El Jueves, 21 de Enero de 2010, Alex Balashov escribió:
Iñaki,
On 01/21/2010 04:23 PM, Iñaki Baz Castillo wrote:
Does such mysql proxy allow prepared statements? They are stored in the server, this is, when the MySQL client connects it creates the prepared statements in the MySQL server. If the MySQL servers restarts it looses the prepared statements so the client must react and re-create them. But in the case of a mysql proxy this task should take place in the proxy itself, right? Do mysql proxy implement it?
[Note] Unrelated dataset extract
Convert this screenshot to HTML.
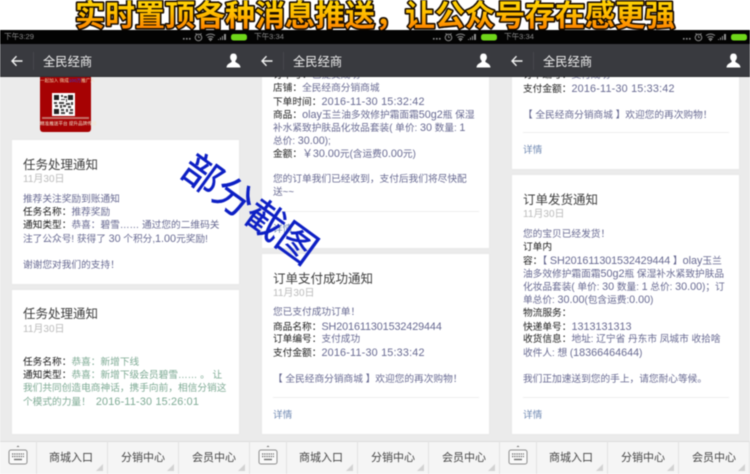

My understanding is that MySQL proxy is a "low-level" proxy that plumbs data interchange via MySQL's internal binary protocol, not a higher-level representation of the RDBM backend's interface.
The problem is that if MySQL restarts, the client will not realize of it since the client is connected (via TCP or UNIX Socket) to the MySQL proxy, so next query of the client using prepared statements woudl fail as it would invoke a prepared statement that doesn't exist in the server. This is, I expect that the MySQL proxy behaves like a client, more like a M2MUA (MySQL To MySQL User Agent) XDDDDD
It is also my understanding that it creates "sticky" sessions to whatever MySQL server is being interacted with. The meaning of "load balancing" is not that every query or statement is executed on a different server. But I could be wrong.
Humm, not sure about it. When I read about these MySQL proxy some months ago, I remember they can dispath queries to different servers based on the query type (SELECT, INSERt, UPDATE...).